2. Be meticulous about your reference photos. While I was modeling for another student's piece, faculty member Dan Dos Santos readjusted a light under my arm four times, for about 20 minutes, just to give the student exactly what her piece needed. You should take the same care when shooting. It's worth it to use the best equipment you can afford, to set up your lighting as close to what you want in your final image as you can, and to get models who understand your vision. Many of the faculty cited "getting great models" as a part of the success of their figurative work.

3. Copying Old Masters' paintings is a good way to build your painting skills. It might seem like a waste of time to stop what you're doing and reproduce an existing painting. After all, you won't get a portfolio piece out of a copy. But the exercise can affect the way you think about making your brushstrokes, blending and choosing your colors in your own art.
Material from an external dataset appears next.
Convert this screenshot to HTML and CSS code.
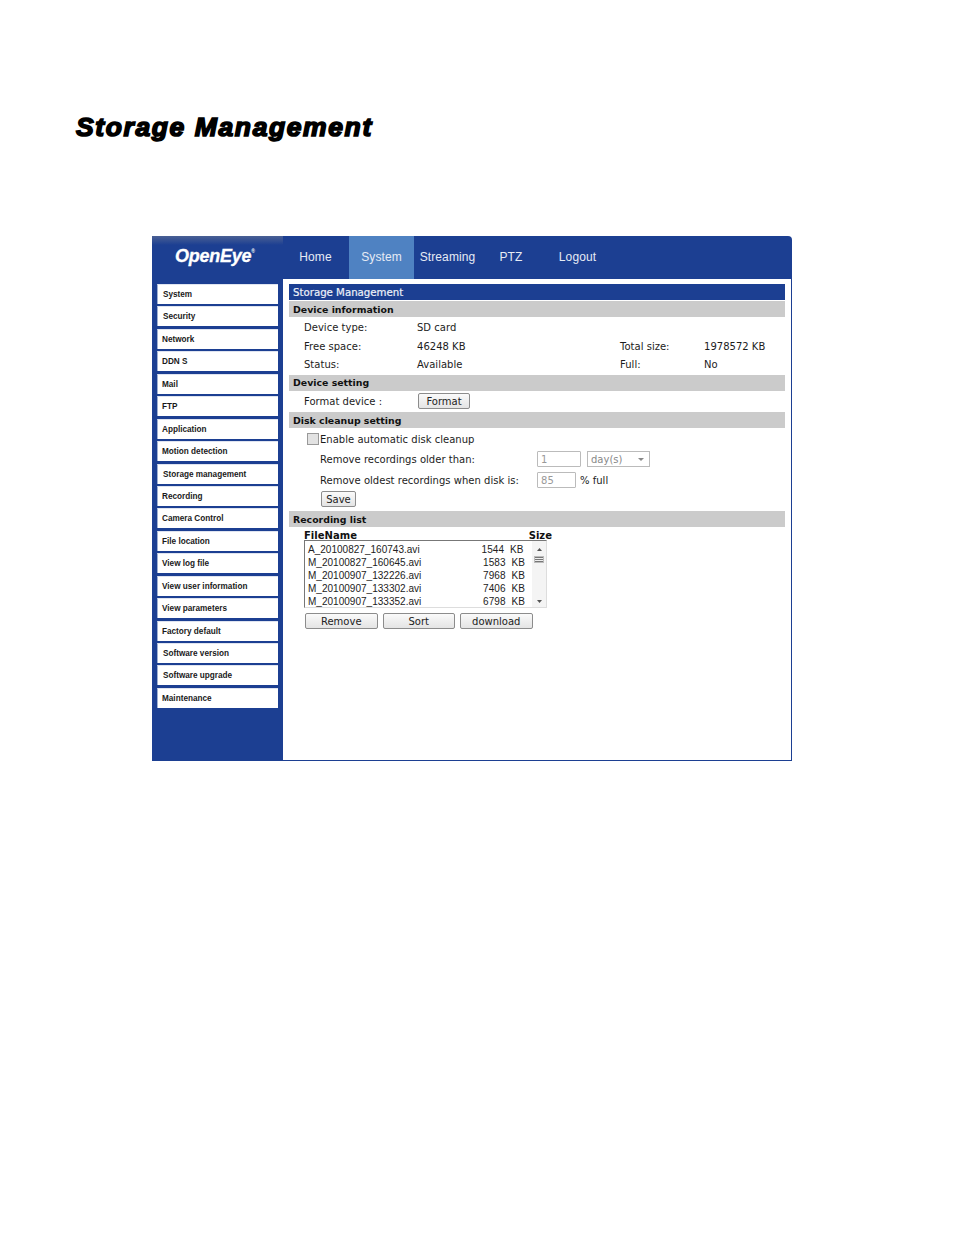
FILE: index.html
```html
<!DOCTYPE html>
<html lang="en">
<head>
<meta charset="utf-8">
<title>Storage Management</title>
<link rel="stylesheet" href="styles.css">
</head>
<body>
<h1 class="page-title">Storage Management</h1>
<div class="app">
  <header class="topbar">
    <div class="logo">OpenEye<sup class="reg">®</sup></div>
    <nav class="tabs">
      <a class="tab tab-home">Home</a>
      <a class="tab tab-system active">System</a>
      <a class="tab tab-streaming">Streaming</a>
      <a class="tab tab-ptz">PTZ</a>
      <a class="tab tab-logout">Logout</a>
    </nav>
  </header>
  <div class="body">
    <aside class="sidebar">
      <a class="side side-in">System</a>
      <a class="side side-in">Security</a>
      <a class="side">Network</a>
      <a class="side">DDN S</a>
      <a class="side">Mail</a>
      <a class="side">FTP</a>
      <a class="side">Application</a>
      <a class="side">Motion detection</a>
      <a class="side side-in">Storage management</a>
      <a class="side">Recording</a>
      <a class="side">Camera Control</a>
      <a class="side">File location</a>
      <a class="side">View log file</a>
      <a class="side">View user information</a>
      <a class="side">View parameters</a>
      <a class="side">Factory default</a>
      <a class="side side-in">Software version</a>
      <a class="side side-in">Software upgrade</a>
      <a class="side">Maintenance</a>
    </aside>
    <main class="content">
      <div class="title-bar">Storage Management</div>
      <div class="section-bar first">Device information</div>
      <div class="info">
        <span>Device type:</span><span>SD card</span><span></span><span></span>
        <span>Free space:</span><span>46248 KB</span><span>Total size:</span><span>1978572 KB</span>
        <span>Status:</span><span>Available</span><span>Full:</span><span>No</span>
      </div>
      <div class="section-bar">Device setting</div>
      <div class="format-row">
        <span class="format-label">Format device :</span>
        <button class="btn btn-format">Format</button>
      </div>
      <div class="section-bar section-low">Disk cleanup setting</div>
      <div class="cleanup">
        <label class="check-row"><span class="check"></span>Enable automatic disk cleanup</label>
        <div class="opt-row">
          <span class="opt-label">Remove recordings older than:</span>
          <span class="field field-days">1</span>
          <span class="select">day(s)<i class="caret"></i></span>
        </div>
        <div class="opt-row opt-row-2">
          <span class="opt-label">Remove oldest recordings when disk is:</span>
          <span class="field field-pct">85</span>
          <span class="pct">% full</span>
        </div>
        <button class="btn btn-save">Save</button>
      </div>
      <div class="section-bar section-low">Recording list</div>
      <div class="recording">
        <div class="list-head"><span>FileName</span><span class="size-head">Size</span></div>
        <div class="listbox">
          <div class="rows">
            <div class="row"><span>A_20100827_160743.avi</span><span class="row-size a">1544&nbsp;&nbsp;KB</span></div>
            <div class="row"><span>M_20100827_160645.avi</span><span class="row-size">1583&nbsp;&nbsp;KB</span></div>
            <div class="row"><span>M_20100907_132226.avi</span><span class="row-size">7968&nbsp;&nbsp;KB</span></div>
            <div class="row"><span>M_20100907_133302.avi</span><span class="row-size">7406&nbsp;&nbsp;KB</span></div>
            <div class="row"><span>M_20100907_133352.avi</span><span class="row-size">6798&nbsp;&nbsp;KB</span></div>
          </div>
          <div class="scrollbar">
            <svg class="arrow" width="5" height="3" viewBox="0 0 5 3"><path d="M2.5 0L5 3H0z" fill="#555"/></svg>
            <div class="thumb"></div>
            <svg class="arrow arrow-down" width="5" height="3" viewBox="0 0 5 3"><path d="M0 0H5L2.5 3z" fill="#555"/></svg>
          </div>
        </div>
        <div class="actions">
          <button class="btn btn-action">Remove</button>
          <button class="btn btn-action">Sort</button>
          <button class="btn btn-action">download</button>
        </div>
      </div>
    </main>
  </div>
</div>
</body>
</html>
```
FILE: styles.css
```css
html, body { margin: 0; padding: 0; background: #fff; }
body {
  width: 954px; height: 1248px; overflow: hidden;
  font-family: "DejaVu Sans", sans-serif; color: #1c1c1c;
}
.page-title {
  margin: 0; padding: 112px 0 0 76px; height: 236px; box-sizing: border-box;
  font: italic 700 26.5px/30px "Liberation Sans", sans-serif;
  letter-spacing: 1.6px; color: #000; -webkit-text-stroke: 1.6px #000;
}
.app { margin-left: 152px; width: 640px; height: 525px; display: flex; flex-direction: column; }
.topbar {
  height: 43px; display: flex; background: #1c3f92;
  border-radius: 0 4px 0 0; flex: none;
}
.logo {
  width: 131px; box-sizing: border-box; padding-left: 23px; color: #fff;
  font: italic 700 18px/41px "Liberation Sans", sans-serif; letter-spacing: -0.25px;
  -webkit-text-stroke: 0.3px #fff;
  background: linear-gradient(#4a6094 0, #1c3f92 9px);
}
.reg { font-size: 5px; line-height: 0; vertical-align: 9px; font-style: normal; -webkit-text-stroke: 0; }
.tabs { display: flex; }
.tab {
  display: flex; align-items: center; justify-content: center; color: #e6ebf5;
  font: 12px "Liberation Sans", sans-serif; letter-spacing: 0.1px; height: 43px;
  box-sizing: border-box; padding-bottom: 1px;
}
.tab-home { width: 66px; padding-right: 1px; }
.tab-system { width: 65px; }
.tab-streaming { width: 66px; padding-left: 1px; }
.tab-ptz { width: 62px; }
.tab-logout { width: 71px; }
.active { background: #4f82c2; }
.body { flex: 1; display: flex; min-height: 0; }
.sidebar {
  width: 131px; box-sizing: border-box; background: #1c3f92; padding: 5px 5px 0;
  display: flex; flex-direction: column; gap: 2.44px;
}
.side {
  height: 20px; background: #fff; border-left: 1px solid #9fb0d2; border-top: 1px solid #dfe4f0;
  box-sizing: border-box; padding-left: 4px;
  font: 700 8.2px/19px "Liberation Sans", sans-serif; letter-spacing: 0; color: #1a1a1a;
}
.side-in { padding-left: 5px; }
.content {
  flex: 1; box-sizing: border-box; padding: 5px 6px 0; background: #fff;
  border-right: 1px solid #1c3f92; border-bottom: 1px solid #1c3f92;
  font-size: 10px; letter-spacing: 0.02px;
}
.title-bar {
  background: #1c3f92; color: #eef1f8; height: 16px; padding-left: 4px;
  font: 400 10.2px/17px "DejaVu Sans", sans-serif; letter-spacing: 0; -webkit-text-stroke: 0.2px #eef1f8;
}
.section-bar {
  background: #cbcbcb; height: 16px; padding-left: 4px; color: #111;
  font: 700 9.4px/16px "DejaVu Sans", sans-serif; letter-spacing: 0;
}
.section-bar.first { margin-top: 1px; line-height: 17px; }
.section-low { line-height: 18px; }
.info {
  display: grid; grid-template-columns: 113px 203px 84px 1fr; grid-auto-rows: 18.5px;
  padding: 2px 0 0 15px; line-height: 18.5px; height: 57.5px; box-sizing: border-box;
}
.format-row { height: 21.5px; display: flex; align-items: center; padding-left: 15px; }
.format-label { width: 114px; }
.btn {
  padding: 0; margin: 0; background: linear-gradient(#fafafa, #e4e4e4); border: 1px solid #8c8c8c;
  border-radius: 2px; font: 10px "DejaVu Sans", sans-serif; color: #222; display: block;
}
.btn-format { width: 52px; height: 16px; }
.cleanup { height: 83px; box-sizing: border-box; padding: 3px 0 0 18px; }
.check-row { display: flex; align-items: center; height: 16px; }
.check { width: 10px; height: 10px; border: 1px solid #999; background: #e2e2e2; margin-right: 1px; }
.opt-row { display: flex; align-items: center; height: 20px; padding-left: 13px; margin-top: 2px; }
.opt-row-2 { margin-top: 1px; }
.opt-label { width: 217px; }
.field {
  box-sizing: border-box; height: 16px; border: 1px solid #bbb; color: #999; padding-left: 3px;
  line-height: 16px; border-radius: 1px;
}
.field-days { width: 44px; margin-right: 6px; }
.field-pct { width: 39px; margin-right: 4px; }
.select {
  position: relative; box-sizing: border-box; width: 63px; height: 16px; border: 1px solid #bbb; color: #888;
  padding-left: 3px; line-height: 16px;
}
.caret {
  position: absolute; right: 5px; top: 6px; width: 0; height: 0;
  border: 3px solid transparent; border-top-color: #888; border-bottom: 0;
}
.btn-save { width: 35px; height: 16px; margin: 1px 0 0 14px; }
.recording { padding: 3px 0 0 15px; }
.list-head {
  display: flex; width: 248px; justify-content: space-between; font-weight: 700; line-height: 12px; height: 10px;
  color: #111;
}
.listbox {
  width: 243px; height: 68px; box-sizing: border-box; display: flex;
  border: 1px solid #aaa; border-left: 1px solid #777; border-top: 1px solid #777; border-right-color: #ddd; border-bottom-color: #ddd;
}
.rows { width: 227px; padding: 2px 0 0 3px; box-sizing: border-box; }
.row {
  display: flex; justify-content: space-between; height: 13px;
  font: 10px/13px "Liberation Sans", sans-serif; padding-right: 7px; color: #222;
}
.row-size { font-size: 10px; letter-spacing: 0.1px; }
.row-size.a { margin-right: 1.5px; }
.scrollbar {
  flex: 1; background: #f4f4f4; display: flex; flex-direction: column; align-items: center;
  padding-top: 7px;
}
.thumb { width: 10px; height: 7px; margin: 5px 0 0; background: repeating-linear-gradient(#777 0 1px, #eee 1px 2px); border: 1px solid #bbb; box-sizing: border-box; }
.arrow-down { margin-top: auto; margin-bottom: 4px; }
.actions { display: flex; gap: 5px; margin-top: 5px; padding-left: 1px; }
.btn-action { width: 72.5px; height: 16px; }
```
4. Practice constantly, but don't just practice what you know constantly. Your brain only builds new neural pathways through challenging practice, not repetition alone. If you do the same painting 50 times, you'll only improve at creating that one painting, so go a little bit outside your comfort zone when you can.

5. Make art for you. This was one of the hardest-hitting lessons at IMC for me. Find a way to inject something you love into every painting, whether it's an assignment with a strict style guide or a personal piece. If you're not sure, go through your portfolio and look at common themes you've chosen. Doing so will make it almost impossible to burn out on painting.